Parallel between buyback agreements and put-option shareholder agreements

The NCLAT in the case of Pushpa Shah v. IL&FS Financial Services Limited upheld the order of the NCLT and admitted an application under Section 7. The basis of the petition was a put-option agreement. Put option agreements essentially obligate the company to purchase back its shares after a stipulated time period at a predetermined increased rate. Both the adjudicating authority and the appellate authority ruled that this debt was raised with an objective of economic gain and has a commercial effect and will hence be categorized as a financial debt. The debt in this particular case had all the elements of a financial debt as there was a time value of money in the form of the 15% returns and the commercial effect of a borrowing. Even though the petition was rejected by the Apex Court on grounds of limitation, however, it is pertinent to note that the Supreme Court did not comment on the nature of debt.

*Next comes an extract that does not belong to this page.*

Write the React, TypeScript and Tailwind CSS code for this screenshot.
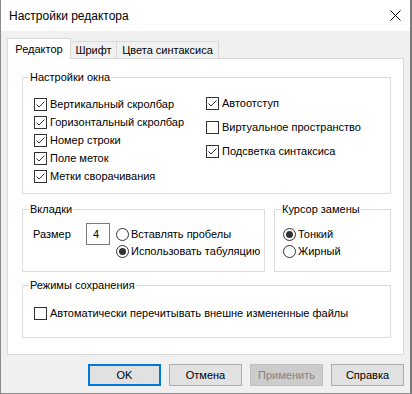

Since put-option under shareholders agreements are very similar to buy-back agreements under real estate deals and applying the same ratio wouldn’t be too far-fetched.

Concluding remarks

In the case of Pioneer Urban and Infrastructure Limited v. Union of India the Supreme Court interpreted the provisions of Section 5(8)(f) of the IBC, stating that the provision would subsume within it “amounts raised under transaction which are not necessarily loan transactions, so long as they have the commercial effect of a borrowing” and “done with profit as the main aim”. In light of the observations made by the Supreme Court, even if the homebuyers in question are “speculative investors”, the financial nature of the debt owed to them cannot be denied and goes against the provisions of the Code.

The judgment in question sets a disappointing precedent by absolving the defaulting real estate developers of their liability and giving them a free pass to raise finances through such gimmick deals by tricking the common man rather than approaching financial institutions and banks.